#### [Stated problem]
Pull each line containing "index" out of the data and copy it.

[BEGIN Source material]

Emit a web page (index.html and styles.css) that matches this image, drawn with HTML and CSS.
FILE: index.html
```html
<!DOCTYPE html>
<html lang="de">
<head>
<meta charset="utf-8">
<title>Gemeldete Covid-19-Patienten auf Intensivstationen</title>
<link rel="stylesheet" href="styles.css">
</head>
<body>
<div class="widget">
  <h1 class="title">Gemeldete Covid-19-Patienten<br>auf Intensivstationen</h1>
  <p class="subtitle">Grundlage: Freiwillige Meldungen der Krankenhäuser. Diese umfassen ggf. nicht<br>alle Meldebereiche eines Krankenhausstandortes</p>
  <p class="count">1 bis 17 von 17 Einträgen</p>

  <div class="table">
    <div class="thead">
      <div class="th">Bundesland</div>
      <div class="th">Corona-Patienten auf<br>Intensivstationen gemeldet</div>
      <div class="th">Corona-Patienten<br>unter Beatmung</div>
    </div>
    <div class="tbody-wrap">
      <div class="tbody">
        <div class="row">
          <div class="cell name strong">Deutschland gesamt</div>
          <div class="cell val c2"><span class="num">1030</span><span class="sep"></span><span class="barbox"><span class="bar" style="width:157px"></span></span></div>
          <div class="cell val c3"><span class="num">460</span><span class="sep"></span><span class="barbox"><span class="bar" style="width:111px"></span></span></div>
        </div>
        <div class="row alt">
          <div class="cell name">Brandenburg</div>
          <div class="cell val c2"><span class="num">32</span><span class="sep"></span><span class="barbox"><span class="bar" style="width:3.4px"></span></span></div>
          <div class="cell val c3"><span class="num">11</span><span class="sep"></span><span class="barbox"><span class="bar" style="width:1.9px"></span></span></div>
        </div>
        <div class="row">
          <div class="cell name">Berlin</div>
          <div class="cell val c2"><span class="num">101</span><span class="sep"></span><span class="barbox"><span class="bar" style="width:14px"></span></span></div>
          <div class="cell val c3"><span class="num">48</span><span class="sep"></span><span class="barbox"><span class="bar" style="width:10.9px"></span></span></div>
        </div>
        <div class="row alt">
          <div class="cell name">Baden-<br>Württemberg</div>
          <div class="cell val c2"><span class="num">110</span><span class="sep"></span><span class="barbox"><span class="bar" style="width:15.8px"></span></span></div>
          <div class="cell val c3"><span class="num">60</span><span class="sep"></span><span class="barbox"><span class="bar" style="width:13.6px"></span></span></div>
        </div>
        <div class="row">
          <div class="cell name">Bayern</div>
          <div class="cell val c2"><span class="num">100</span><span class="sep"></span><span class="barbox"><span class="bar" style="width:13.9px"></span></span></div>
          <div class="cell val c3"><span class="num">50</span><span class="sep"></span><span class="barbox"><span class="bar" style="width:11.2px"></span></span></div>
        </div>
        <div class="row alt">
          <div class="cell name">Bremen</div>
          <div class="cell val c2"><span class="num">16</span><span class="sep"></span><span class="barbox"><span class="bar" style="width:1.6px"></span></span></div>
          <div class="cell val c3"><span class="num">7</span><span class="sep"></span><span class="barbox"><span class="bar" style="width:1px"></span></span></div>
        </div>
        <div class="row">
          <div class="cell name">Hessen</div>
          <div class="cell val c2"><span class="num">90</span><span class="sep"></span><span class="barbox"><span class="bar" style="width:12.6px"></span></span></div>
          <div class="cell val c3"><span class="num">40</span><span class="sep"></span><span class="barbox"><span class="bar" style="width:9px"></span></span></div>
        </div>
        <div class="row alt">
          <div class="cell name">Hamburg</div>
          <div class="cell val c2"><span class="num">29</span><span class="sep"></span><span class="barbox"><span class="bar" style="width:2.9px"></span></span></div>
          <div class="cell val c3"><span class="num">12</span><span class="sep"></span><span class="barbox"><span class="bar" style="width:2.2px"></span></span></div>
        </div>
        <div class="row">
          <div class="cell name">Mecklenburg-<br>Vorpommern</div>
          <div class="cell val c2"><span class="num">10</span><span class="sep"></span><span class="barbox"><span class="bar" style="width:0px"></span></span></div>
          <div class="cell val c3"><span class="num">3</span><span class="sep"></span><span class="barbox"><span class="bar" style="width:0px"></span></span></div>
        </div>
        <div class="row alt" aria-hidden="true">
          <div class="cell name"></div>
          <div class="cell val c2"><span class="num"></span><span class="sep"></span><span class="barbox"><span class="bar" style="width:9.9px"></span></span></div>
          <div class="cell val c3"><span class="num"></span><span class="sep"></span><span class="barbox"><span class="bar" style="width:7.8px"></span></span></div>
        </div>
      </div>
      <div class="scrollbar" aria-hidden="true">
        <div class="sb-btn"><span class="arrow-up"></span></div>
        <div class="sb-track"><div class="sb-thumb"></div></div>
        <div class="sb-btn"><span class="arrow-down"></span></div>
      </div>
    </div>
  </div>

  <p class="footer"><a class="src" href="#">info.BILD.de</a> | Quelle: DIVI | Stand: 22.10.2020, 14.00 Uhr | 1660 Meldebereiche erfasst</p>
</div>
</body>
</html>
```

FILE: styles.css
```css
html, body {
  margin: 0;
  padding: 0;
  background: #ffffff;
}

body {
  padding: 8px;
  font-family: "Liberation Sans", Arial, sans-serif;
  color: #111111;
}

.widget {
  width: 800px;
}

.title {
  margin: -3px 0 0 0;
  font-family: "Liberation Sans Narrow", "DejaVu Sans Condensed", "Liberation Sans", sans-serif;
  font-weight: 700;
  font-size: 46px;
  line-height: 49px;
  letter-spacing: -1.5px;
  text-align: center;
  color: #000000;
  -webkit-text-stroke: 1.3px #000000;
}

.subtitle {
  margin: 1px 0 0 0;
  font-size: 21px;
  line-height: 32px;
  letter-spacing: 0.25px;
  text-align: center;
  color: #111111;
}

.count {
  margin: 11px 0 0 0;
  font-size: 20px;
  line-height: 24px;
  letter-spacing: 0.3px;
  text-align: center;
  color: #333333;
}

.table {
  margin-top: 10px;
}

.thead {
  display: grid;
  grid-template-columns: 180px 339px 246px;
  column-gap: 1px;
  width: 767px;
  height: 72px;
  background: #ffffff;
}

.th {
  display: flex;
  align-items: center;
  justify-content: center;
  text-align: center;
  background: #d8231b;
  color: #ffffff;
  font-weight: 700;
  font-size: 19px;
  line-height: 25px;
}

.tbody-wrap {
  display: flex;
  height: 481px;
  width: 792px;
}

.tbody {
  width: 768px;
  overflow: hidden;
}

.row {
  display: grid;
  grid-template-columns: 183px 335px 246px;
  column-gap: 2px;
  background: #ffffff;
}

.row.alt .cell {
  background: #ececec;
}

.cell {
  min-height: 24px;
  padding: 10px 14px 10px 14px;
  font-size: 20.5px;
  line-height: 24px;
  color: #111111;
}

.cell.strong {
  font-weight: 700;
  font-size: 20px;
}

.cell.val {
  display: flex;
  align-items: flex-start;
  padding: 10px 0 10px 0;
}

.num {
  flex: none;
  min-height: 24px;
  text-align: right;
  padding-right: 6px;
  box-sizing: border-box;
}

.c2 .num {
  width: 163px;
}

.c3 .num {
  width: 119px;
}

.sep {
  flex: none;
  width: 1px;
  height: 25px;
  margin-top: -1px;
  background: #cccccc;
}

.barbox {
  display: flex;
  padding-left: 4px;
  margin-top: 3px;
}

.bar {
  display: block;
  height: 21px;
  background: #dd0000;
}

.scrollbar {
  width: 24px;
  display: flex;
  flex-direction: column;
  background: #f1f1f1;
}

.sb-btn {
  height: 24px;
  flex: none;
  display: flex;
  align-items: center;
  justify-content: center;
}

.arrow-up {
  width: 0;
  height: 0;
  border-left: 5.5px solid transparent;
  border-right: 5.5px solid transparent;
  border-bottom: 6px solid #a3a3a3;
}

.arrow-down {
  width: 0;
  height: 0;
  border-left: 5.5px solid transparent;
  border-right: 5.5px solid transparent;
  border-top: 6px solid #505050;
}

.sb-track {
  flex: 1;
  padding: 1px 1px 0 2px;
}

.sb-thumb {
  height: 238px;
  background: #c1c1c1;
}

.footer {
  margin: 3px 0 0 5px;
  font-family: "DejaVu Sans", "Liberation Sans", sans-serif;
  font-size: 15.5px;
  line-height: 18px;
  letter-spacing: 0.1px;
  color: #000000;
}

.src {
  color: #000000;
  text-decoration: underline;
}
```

[END Source material]

#### [Written answer]
Emit a web page (index.html and styles.css) that matches this image, drawn with HTML and CSS.
FILE: index.html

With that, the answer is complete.